# start of Data excerpt
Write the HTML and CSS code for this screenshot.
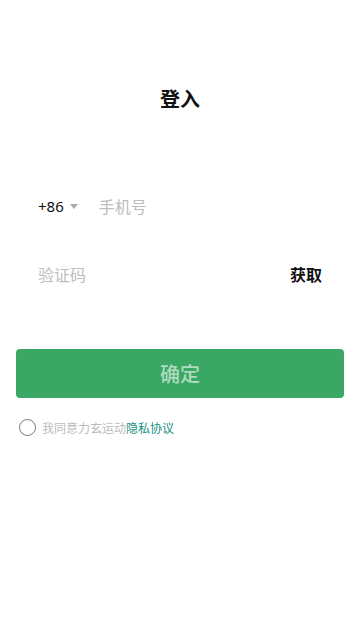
FILE: index.html
```html
<!DOCTYPE html>
<html lang="zh-CN">
<head>
    <meta charset="UTF-8">
    <meta name="viewport" content="width=device-width, initial-scale=1.0">
    <title>登入</title>
    <link rel="stylesheet" href="styles.css">
</head>
<body>
    <h1 class="title">登入</h1>

    <div class="field phone-row">
        <span class="area">+86</span>
        <span class="caret"></span>
        <span class="placeholder phone-ph">手机号</span>
    </div>

    <div class="field code-row">
        <span class="placeholder">验证码</span>
        <span class="get-code">获取</span>
    </div>

    <button class="submit">确定</button>

    <div class="agree">
        <span class="check"></span>
        <span class="agree-text">我同意力玄运动<a href="#" class="policy">隐私协议</a></span>
    </div>
</body>
</html>
```

FILE: styles.css
```css
body {
    margin: 0;
    padding: 0;
    background: #ffffff;
    font-family: "Noto Sans CJK SC", "Noto Sans", sans-serif;
    color: #111;
}
.title {
    margin: 0;
    padding-top: 84px;
    text-align: center;
    font-size: 20px;
    font-weight: 700;
    line-height: 30px;
}
.field {
    display: flex;
    align-items: center;
    height: 30px;
    padding: 0 38px;
}
.phone-row {
    margin-top: 77px;
}
.code-row {
    margin-top: 38px;
    justify-content: space-between;
    padding-right: 38px;
}
.area {
    font-family: "Noto Sans", sans-serif;
    font-size: 15px;
    color: #111;
}
.caret {
    width: 0;
    height: 0;
    margin-left: 6px;
    border-left: 4px solid transparent;
    border-right: 4px solid transparent;
    border-top: 5px solid #aaa;
}
.placeholder {
    font-size: 16px;
    color: #bdbdbd;
}
.phone-ph {
    margin-left: 21px;
}
.get-code {
    font-size: 16px;
    font-weight: 700;
    color: #111;
}
.submit {
    display: block;
    width: 328px;
    height: 49px;
    margin: 60px 16px 0;
    border: none;
    border-radius: 4px;
    background: #3aa864;
    color: rgba(255, 255, 255, 0.6);
    font-family: "Noto Sans CJK SC", sans-serif;
    font-size: 20px;
    font-weight: 500;
}
.agree {
    display: flex;
    align-items: center;
    margin-top: 21px;
    padding-left: 19px;
}
.check {
    width: 15px;
    height: 15px;
    border: 1.5px solid #777;
    border-radius: 50%;
}
.agree-text {
    margin-left: 6px;
    font-size: 12px;
    color: #bbbbbb;
}
.policy {
    color: #17917f;
    text-decoration: none;
}
```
# end of Data excerpt
Aim: Show all lines from the listing above in which "code" appears.

Output:
Write the HTML and CSS code for this screenshot.
    <div class="field code-row">
        <span class="get-code">获取</span>
.code-row {
.get-code {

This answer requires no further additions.